Insert a second page into a blank Word document.
Image Credit: Image courtesy of Microsoft.

Open a new blank document in Microsoft Word. Add a second page to the document by clicking the "Insert" menu, clicking the "Pages" icon, and then selecting "Blank Page." With two pages in the document, Word automatically zooms out to 70 percent so you can see both pages at the same time.

Step 2

Click "Custom Margins..."
Image Credit: Image courtesy of Microsoft.
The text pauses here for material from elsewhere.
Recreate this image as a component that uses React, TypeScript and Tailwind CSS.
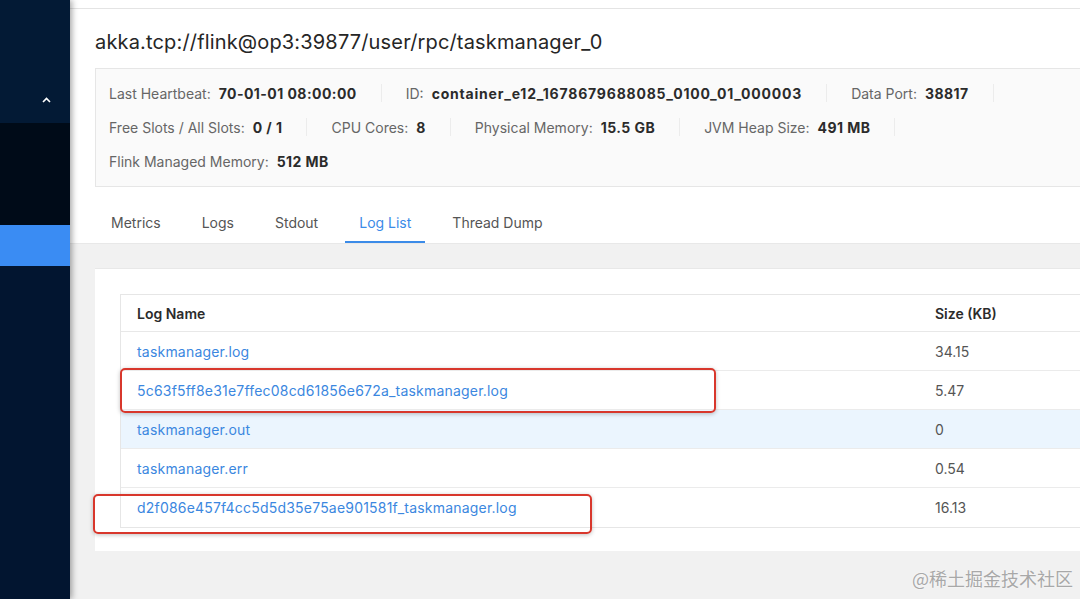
const items1 = [
  { label: "Last Heartbeat:", value: "70-01-01 08:00:00" },
  { label: "ID:", value: "container_e12_1678679688085_0100_01_000003", wide: true },
  { label: "Data Port:", value: "38817" },
]
const items2 = [
  { label: "Free Slots / All Slots:", value: "0 / 1" },
  { label: "CPU Cores:", value: "8" },
  { label: "Physical Memory:", value: "15.5 GB" },
  { label: "JVM Heap Size:", value: "491 MB" },
]
const items3 = [{ label: "Flink Managed Memory:", value: "512 MB" }]

const tabs = ["Metrics", "Logs", "Stdout", "Log List", "Thread Dump"]

const logs = [
  { name: "taskmanager.log", size: "34.15" },
  { name: "5c63f5ff8e31e7ffec08cd61856e672a_taskmanager.log", size: "5.47" },
  { name: "taskmanager.out", size: "0", hover: true },
  { name: "taskmanager.err", size: "0.54" },
  { name: "d2f086e457f4cc5d5d35e75ae901581f_taskmanager.log", size: "16.13" },
]

type Item = { label: string; value: string; wide?: boolean }

function DescRow({ items, last }: { items: Item[]; last?: boolean }) {
  return (
    <div className="flex items-center h-[34px]">
      {items.map((it, i) => (
        <div key={i} className="flex items-center">
          <div className="flex items-center px-[13px] whitespace-nowrap">
            <span className="text-[#666]">{it.label}</span>
            <span
              className={
                "ml-2 font-bold text-[#2b2b2b] " + (it.wide ? "tracking-[0.8px]" : "tracking-[0.45px]")
              }
            >
              {it.value}
            </span>
          </div>
          {!last && <div className="w-px h-[18px] bg-[#ececec] mx-[11px]" />}
        </div>
      ))}
    </div>
  )
}

export default function App() {
  return (
    <div className="relative w-[1080px] h-[599px] overflow-hidden flex font-['Inter','Liberation_Sans',sans-serif] text-[14px]">
      {/* sidebar */}
      <div className="w-[70px] shrink-0 flex flex-col bg-[#021530] z-10 shadow-[2px_0_6px_rgba(0,0,0,0.35)]">
        <div className="h-[123px] bg-[#031a35] flex items-end justify-end pr-[19px] pb-[20px]">
          <svg width="9" height="6" viewBox="0 0 9 6" fill="none">
            <path d="M1 5L4.5 1.5L8 5" stroke="#fff" strokeWidth="1.6" />
          </svg>
        </div>
        <div className="h-[102px] bg-[#000b18]" />
        <div className="h-[41px] bg-[#3a8cf3]" />
        <div className="flex-1" />
      </div>

      {/* main */}
      <div className="flex-1 min-w-0 flex flex-col bg-[#f1f1f1]">
        <div className="h-[9px] bg-white border-b border-[#e4e4e4] shadow-[0_1px_3px_rgba(0,0,0,0.06)]" />
        <div className="bg-white pl-[25px] border-b border-[#e8e8e8]">
          <div className="pt-[19px] text-[20px] leading-[28px] tracking-[0.16px] text-[#262626] whitespace-nowrap">
            akka.tcp://flink@op3:39877/user/rpc/taskmanager_0
          </div>
          <div className="mt-[12px] w-[1050px] bg-[#fafafa] border border-[#e6e6e6] pt-[7px] pb-[8px] text-[14px]">
            <DescRow items={items1} />
            <DescRow items={items2} />
            <DescRow items={items3} last />
          </div>
          <div className="mt-[14px] flex ml-[2px] gap-[13px] h-[42px]">
            {tabs.map((t) => (
              <div
                key={t}
                className={
                  t === "Log List"
                    ? "px-[14px] flex items-center text-[#3b8be8] border-b-2 border-[#3b8be8] pt-[2px]"
                    : "px-[14px] flex items-center text-[#555] pt-[2px] border-b-2 border-transparent"
                }
              >
                {t}
              </div>
            ))}
          </div>
        </div>

        {/* body */}
        <div className="pl-[25px] pt-[24px]">
          <div className="w-[1050px] bg-white border-t border-[#e8e8e8] pl-[25px] pt-[25px] pb-[23px]">
            <div className="border border-[#e6e6e6] text-[14px]">
              <div className="flex h-[37px] items-center border-b border-[#e8e8e8] font-semibold text-[#2b2b2b]">
                <div className="w-[798px] pl-[16px]">Log Name</div>
                <div className="pl-[16px]">Size (KB)</div>
              </div>
              {logs.map((l) => (
                <div
                  key={l.name}
                  className={
                    "flex h-[39px] items-center border-b border-[#ebebeb] last:border-b-0 " +
                    (l.hover ? "bg-[#ebf5fe]" : "bg-white")
                  }
                >
                  <div className="w-[798px] pl-[16px] text-[#3b87e0] tracking-[0.2px] whitespace-nowrap">{l.name}</div>
                  <div className="pl-[16px] text-[#555]">{l.size}</div>
                </div>
              ))}
            </div>
          </div>
        </div>
      </div>

      {/* annotation boxes */}
      <div className="absolute left-[120px] top-[368px] w-[596px] h-[45px] border-2 border-[#d8372c] rounded-[5px] shadow-[0_1px_4px_rgba(0,0,0,0.25)] pointer-events-none" />
      <div className="absolute left-[93px] top-[494px] w-[499px] h-[40px] border-2 border-[#d8372c] rounded-[5px] shadow-[0_1px_4px_rgba(0,0,0,0.25)] pointer-events-none" />

      {/* watermark */}
      <div className="absolute right-[7px] bottom-[7px] text-[18px] text-[#a8a8a8] font-['Noto_Sans_CJK_SC',sans-serif] [text-shadow:0_0_2px_#fff]">
        @稀土掘金技术社区
      </div>
    </div>
  )
}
Adjust the margins before placing your picture into the document. To use any of the preset margins, select the "Page Layout" menu, click "Margins" and then click on the preset values you want. To customize your own margins, click the "Custom Margins..." link. For a digital document that you don't plan to print, there is no reason to use margins at all, so you can set them at "0" using custom margins.

Step 3

Click "Pictures" on the Insert menu.
Image Credit: Image courtesy of Microsoft.

Click the "Insert" menu and select "Pictures" to load an image from your computer into the document. To use free images licensed through Creative Commons, click the "Online Pictures" icon instead.

Step 4

Select an image and click "Insert."
Image Credit: Image courtesy of Microsoft.

Select the image you want to use and click "Insert." Word accepts most image formats, including JPG, PNG, BMP and GIF.

Step 5

Put the image in front of the text.
Image Credit: Image courtesy of Microsoft.

Right click the image, select "Wrap Text," and click the "In Front of Text" option. Even though there's no text in the document, this adjustment makes it easier to work with the image. If you want to add text later, you can place the image "Behind Text" when the image is finished. Resize the image as needed to cover the page by dragging any of the corners.

Step 6

Enable Word's ruler on the View menu.
Image Credit: Image courtesy of Microsoft.

Select the image and press "Ctrl-C" to copy it. Click the top of the second page and press "Ctrl-V" to paste a copy there. If the ruler isn't visible, click the "View" menu and click the "Ruler" check box.

Step 7

Crop out opposite halves of each image.
Image Credit: Image courtesy of Microsoft.

Right click the image on the first page and select "Crop." Watching the ruler, drag the top right corner to the halfway mark on the page so only the left half is visible. On a letter-sized page without margins, this would be at the 4 1/4-inch mark. You'll notice there's a round handle at the top of the image's midpoint, which you can use to crop the image by exactly half. Crop the image on the second page in the opposite direction so only the right half is visible.

Step 8

Resize the images so they fill each page.
Image Credit: Image courtesy of Microsoft.

Resize the cropped images by dragging an inside corner toward the gutter between both pages. Zoom in and out of the pages to make sure they line up. Sometimes, a blank line may appear next to either image. To reposition the image, just drag it up over the blank line.


For best results, use high-resolution images. Enlarging a small picture results in a blurry image.